Santa Cruz also has gorgeous botanic gardens bursting with endemic flowers and shrubs and a short distance from Santa Cruz is San Cristóbal de La Laguna, centered on a beautiful old town, the first city to be established in the Canary Islands. Now a UNESCO World Heritage Site, it was built up in the 15th century, with pastel-colored buildings and glorious courtyards.

Tenerife's main draw lies outside of Santa Cruz, however. The vast and volcanic Teide National Park in the island's center is where parts of "Star Wars" and "Planet of the Apes" were filmed. El Teide is Spain's highest mountain -- a perfect conical volcano at 12,198 feet high. If you're feeling energetic, climb to the top, or you can jump in a cable car to whisk you up there.

Las Palmas, Gran Canaria

A palm tree and desert dunes of Dunas de Maspalomas Gran Canaria
The rolling dunes of Gran Canaria's Maspalomas reserve (Photo: Tourism Spain)

Sometimes referred to as a continent in miniature, Gran Canaria has a dramatic variation of terrain, ranging from green and leafy in the north to mountainous and desert-like in the south. Las Palmas is the port city and energetic capital. It has a big-city feel and sun-drenched beaches.

For beach fans, one of the best is urban beach Playa de las Canteras; its bustling promenade is full of stalls, cafes and souvenir shops. Explore the city's delightful old quarter and the district of Parque Santa Catalina, with quirky shops and sidewalk cafes. This is also where the Museo Canario is located. It has a valuable collection of local archaeological objects. The Casa de Colon Museum, a 15th-century military governor's residence, is said to be where Columbus stayed before he set sail for the New World. It also houses a museum about him.

For a desert adventure, head to Gran Canaria's Maspalomas reserve, home to 400 hectares of blond dunes, a brackish lagoon, palm grove and a dazzling array of bird life.

Arrecife, Lanzarote

The most easterly island of the archipelago, Lanzarote has a surreal beauty because of its volcanic terrain.

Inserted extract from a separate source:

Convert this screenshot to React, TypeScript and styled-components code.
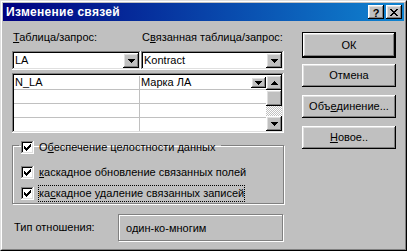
import React from "react";
import styled, { createGlobalStyle, css } from "styled-components";

const Global = createGlobalStyle`
  html, body { margin: 0; padding: 0; background: #c0c0c0; }
  body {
    font-family: "Liberation Sans", Arial, sans-serif;
    font-size: 11px;
    color: #000;
  }
  * { box-sizing: border-box; }
`;

const raised = css`
  background: #c0c0c0;
  box-shadow: inset -1px -1px #000, inset 1px 1px #fff, inset -2px -2px #808080,
    inset 2px 2px #dfdfdf;
`;

const sunken = css`
  box-shadow: inset -1px -1px #fff, inset 1px 1px #808080, inset -2px -2px #dfdfdf,
    inset 2px 2px #000;
`;

const etched = css`
  border: 1px solid #808080;
  box-shadow: inset 1px 1px #fff, 1px 1px #fff;
`;

const Window = styled.div`
  width: 407px;
  height: 251px;
  border: 1px solid;
  border-color: #dfdfdf #000 #000 #dfdfdf;
  display: flex;
  background: #c0c0c0;
`;

const Frame = styled.div`
  flex: 1;
  border: 1px solid;
  border-color: #fff #808080 #808080 #fff;
  padding: 1px;
  display: flex;
  flex-direction: column;
`;

const TitleBar = styled.div`
  height: 18px;
  flex: none;
  background: linear-gradient(to right, #000080, #1084d0);
  display: flex;
  align-items: center;
  padding: 0 2px 0 3px;
`;

const Title = styled.span`
  flex: 1;
  color: #fff;
  font-weight: bold;
  font-size: 12px;
  letter-spacing: 0.3px;
`;

const TitleButton = styled.div<{ $gap: number }>`
  ${raised};
  width: 16px;
  height: 14px;
  margin-left: ${(p) => p.$gap}px;
  display: flex;
  align-items: center;
  justify-content: center;
  font-weight: bold;
  font-size: 11px;
  line-height: 14px;
  padding-top: 1px;
`;

const Body = styled.div`
  flex: 1;
  display: flex;
  gap: 18px;
  padding: 10px 0 0 9px;
`;

const LeftCol = styled.div`
  width: 272px;
  display: flex;
  flex-direction: column;
`;

const RightCol = styled.div`
  width: 94px;
  display: flex;
  flex-direction: column;
  gap: 8px;
  padding-top: 1px;
`;

const Pair = styled.div<{ $height: number; $top: number }>`
  display: grid;
  grid-template-columns: 129px 1fr;
  height: ${(p) => p.$height}px;
  margin-top: ${(p) => p.$top}px;
`;

const FieldLabel = styled.div`
  line-height: 13px;
  padding-left: 1px;
  white-space: nowrap;
`;

const Combo = styled.div`
  ${sunken};
  background: #fff;
  display: flex;
  align-items: stretch;
  padding: 2px;
`;

const ComboText = styled.div`
  flex: 1;
  padding-left: 1px;
  line-height: 15px;
`;

const DropButton = styled.div<{ $w: number; $h?: number }>`
  ${raised};
  width: ${(p) => p.$w}px;
  ${(p) => (p.$h ? `height: ${p.$h}px;` : "")}
  flex: none;
  display: flex;
  align-items: center;
  justify-content: center;
`;

const Grid = styled.div`
  ${sunken};
  background: #fff;
  margin-top: 3px;
  height: 60px;
  padding: 2px;
  display: flex;
`;

const GridRows = styled.div`
  flex: 1;
  padding-top: 1px;
  overflow: hidden;
  display: flex;
  flex-direction: column;
`;

const GridRow = styled.div`
  display: grid;
  grid-template-columns: 126px 1fr;
  height: 14px;
  flex: none;
  border-bottom: 1px solid #c0c0c0;
`;

const Cell = styled.div<{ $first?: boolean }>`
  line-height: 13px;
  padding-left: 1px;
  display: flex;
  align-items: center;
  justify-content: space-between;
  ${(p) => (p.$first ? "border-right: 1px solid #c0c0c0;" : "")}
`;

const ScrollBar = styled.div`
  width: 16px;
  display: flex;
  flex-direction: column;
`;

const ScrollBtn = styled.div<{ $h: number }>`
  ${raised};
  height: ${(p) => p.$h}px;
  flex: none;
  display: flex;
  align-items: center;
  justify-content: center;
`;

const Track = styled.div`
  flex: 1;
  background-color: #fff;
  background-image: repeating-conic-gradient(#c0c0c0 0 25%, #fff 0 50%);
  background-size: 2px 2px;
`;

const Group = styled.fieldset`
  ${etched};
  margin: 8px 0 0 0;
  padding: 0 0 1px 6px;
  min-width: 0;
`;

const Caption = styled.legend`
  height: 9px;
  padding: 4px 5px 0 2px;
  display: flex;
  align-items: center;
  overflow: visible;
`;

const Rows = styled.div`
  margin-top: 14px;
  padding-left: 2px;
  display: flex;
  flex-direction: column;
  gap: 4px;
`;

const CheckRow = styled.div`
  height: 17px;
  display: flex;
  align-items: center;
`;

const Box = styled.div`
  ${sunken};
  width: 13px;
  height: 13px;
  flex: none;
  background: #fff;
  padding: 3px;
  margin-right: 4px;
  display: flex;
`;

const CheckLabel = styled.span<{ $focus?: boolean }>`
  line-height: 13px;
  white-space: nowrap;
  border: 1px ${(p) => (p.$focus ? "dotted #000" : "solid transparent")};
  padding: ${(p) => (p.$focus ? "1px 0" : "0")};
`;

const TypeRow = styled.div`
  margin-top: 10px;
  height: 27px;
  display: flex;
  align-items: center;
`;

const TypeLabel = styled.div`
  width: 106px;
  padding-left: 2px;
  line-height: 13px;
`;

const TypeBox = styled.div`
  ${etched};
  width: 165px;
  height: 27px;
  display: flex;
  align-items: center;
  padding-left: 7px;
`;

const Button = styled.div<{ $default?: boolean }>`
  ${raised};
  height: ${(p) => (p.$default ? 26 : 23)}px;
  ${(p) => (p.$default ? "border: 1px solid #000; margin-bottom: -2px;" : "")}
  display: flex;
  align-items: center;
  justify-content: center;
  line-height: 13px;
  white-space: nowrap;
`;

const ArrowDown = () => (
  <svg width="7" height="4" viewBox="0 0 7 4" shapeRendering="crispEdges">
    <path d="M0 0h7v1H0zM1 1h5v1H1zM2 2h3v1H2zM3 3h1v1H3z" fill="#000" />
  </svg>
);

const ArrowUp = () => (
  <svg width="7" height="4" viewBox="0 0 7 4" shapeRendering="crispEdges">
    <path d="M3 0h1v1H3zM2 1h3v1H2zM1 2h5v1H1zM0 3h7v1H0z" fill="#000" />
  </svg>
);

const CloseGlyph = () => (
  <svg width="8" height="7" viewBox="0 0 8 7" shapeRendering="crispEdges">
    <path
      d="M0 0h2v1H0zM6 0h2v1H6zM1 1h2v1H1zM5 1h2v1H5zM2 2h4v1H2zM3 3h2v1H3zM2 4h4v1H2zM1 5h2v1H1zM5 5h2v1H5zM0 6h2v1H0zM6 6h2v1H6z"
      fill="#000"
    />
  </svg>
);

const Check = () => (
  <svg width="7" height="7" viewBox="0 0 7 7" shapeRendering="crispEdges">
    <path
      d="M0 2h1v3H0zM1 3h1v3H1zM2 4h1v3H2zM3 3h1v3H3zM4 2h1v3H4zM5 1h1v3H5zM6 0h1v3H6z"
      fill="#000"
    />
  </svg>
);

const CheckBox = () => (
  <Box>
    <Check />
  </Box>
);

export default function App() {
  return (
    <>
      <Global />
      <Window>
        <Frame>
          <TitleBar>
            <Title>Изменение связей</Title>
            <TitleButton $gap={0}>?</TitleButton>
            <TitleButton $gap={2}>
              <CloseGlyph />
            </TitleButton>
          </TitleBar>
          <Body>
            <LeftCol>
              <Pair $height={13} $top={0}>
                <FieldLabel>
                  <u>Т</u>аблица/запрос:
                </FieldLabel>
                <FieldLabel>
                  С<u>в</u>язанная таблица/запрос:
                </FieldLabel>
              </Pair>
              <Pair $height={19} $top={7}>
                <Combo>
                  <ComboText>LA</ComboText>
                  <DropButton $w={16}>
                    <ArrowDown />
                  </DropButton>
                </Combo>
                <Combo>
                  <ComboText>Kontract</ComboText>
                  <DropButton $w={16}>
                    <ArrowDown />
                  </DropButton>
                </Combo>
              </Pair>
              <Grid>
                <GridRows>
                  <GridRow>
                    <Cell $first>N_LA</Cell>
                    <Cell>
                      Марка ЛА
                      <DropButton $w={15} $h={11}>
                        <ArrowDown />
                      </DropButton>
                    </Cell>
                  </GridRow>
                  <GridRow>
                    <Cell $first />
                    <Cell />
                  </GridRow>
                  <GridRow>
                    <Cell $first />
                    <Cell />
                  </GridRow>
                  <GridRow>
                    <Cell $first />
                    <Cell />
                  </GridRow>
                </GridRows>
                <ScrollBar>
                  <ScrollBtn $h={15}>
                    <ArrowUp />
                  </ScrollBtn>
                  <ScrollBtn $h={16} />
                  <Track />
                  <ScrollBtn $h={15}>
                    <ArrowDown />
                  </ScrollBtn>
                </ScrollBar>
              </Grid>
              <Group>
                <Caption>
                  <CheckBox />
                  <CheckLabel>
                    О<u>б</u>еспечение целостности данных
                  </CheckLabel>
                </Caption>
                <Rows>
                  <CheckRow>
                    <CheckBox />
                    <CheckLabel>
                      <u>к</u>аскадное обновление связанных полей
                    </CheckLabel>
                  </CheckRow>
                  <CheckRow>
                    <CheckBox />
                    <CheckLabel $focus>
                      ка<u>с</u>кадное удаление связанных записей
                    </CheckLabel>
                  </CheckRow>
                </Rows>
              </Group>
              <TypeRow>
                <TypeLabel>Тип отношения:</TypeLabel>
                <TypeBox>один-ко-многим</TypeBox>
              </TypeRow>
            </LeftCol>
            <RightCol>
              <Button $default>ОК</Button>
              <Button>Отмена</Button>
              <Button>
                Объ<u>е</u>динение...
              </Button>
              <Button>
                <u>Н</u>овое..
              </Button>
            </RightCol>
          </Body>
        </Frame>
      </Window>
    </>
  );
}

Arrecife, the capital and port, has plenty of beaches for sun-worshippers to enjoy. See the inland saltwater lagoon, Charco de San Gines, where there's a fleet of fishing crafts. If culture is more your style, there is Arrecife's Museum of International Art, which you can see as you enter the port, and the ancient Castillo San Gabriel, which is home to Lanazarote's Ethnographic museum. That's where you can learn about the Guanche, the island's original aboriginal inhabitants.

Across the island, the influence of architect and environmentalist Cesar Manrique is obvious, meaning Lanzarote was granted UNESCO Biosphere Reserve status. Atmospheric Teguise, Lanzarote's one-time capital, has a castle lording over everything, recalling an illustrious past.

For a frisson of excitement, take to Timanfaya National Park, where volcanic eruptions in 1720 and 1736, and in 1824 shaped this rugged landscape.

San Sebastian, La Gomera

The tiny, unspoiled Atlantic port of La Gomera is also known as the Island of the Trade Winds. This is where to expect wildlife, rather than nightlife. Hilltop areas are carpeted in dense jungle and often mist shrouded, giving them a haunting allure.

San Sebastian is the capital and main port. The oldest building there is the Torre del Conde, a medieval fortress and important example of military architecture. The Casa de la Aguada, sometimes known as the Casa de la Aduana, once served as the customs house. Now the tourist office is located in part of it, while a larger part is devoted to exhibitions and Columbus. Legend says that Columbus drew water from the well that sits in the middle.

Garajonay National Park, a subtropical rainforest, is home to the rock formation of the same name and the highest point in the island. It has superb hiking trails and is one of Europe's last surviving dense and humid laurel forests. Around 450 floral species have been recorded there.

Puerto de la Estace, El Hierro

El Hierro, the most westerly of the Canary Islands, is a wild island lost in a time warp. Pitted with volcanic craters, this — also the smallest of the Canary Islands — is a mixture of arid prairies and fertile land awash with bananas, papayas, almonds, figs and avocados.

El Hierro has been granted UNESCO Geopark status to preserve its natural and cultural diversity. Cruise ships dock in pint-sized Puerto de la Estaca, which is not far from the island's capital, the village of Valverde. Besides friendly locals, a highlight there is the abundance of nature all around. Shops and cafes in Valverde offer a taste of local life.

Puerto del Rosario, Fuerteventura

Fuerteventura is a UNESCO-listed Biosphere Reserve. The name means "strong winds," hence its popularity with windsurfers. Shifting sands change patterns daily due to the winds, and where there's wind and sand, there are, of course, dunes. Fuerteventura's proximity to the Sahara is the reason for its particularly sunny weather, and tourism is the biggest industry, with principal resorts in the south and north.

The island's port and small capital, Puerto del Rosario, is proud of its open-air gallery, boasting more than 100 life-size sculptures. These are randomly spread throughout the town. For shoppers, Las Rotundas Shopping Centre in the town center has three floors of shops and restaurants. They do not close for siesta like most other shops in town. Casa de la Cultura is where temporary exhibitions, plays and concerts are held every now and then.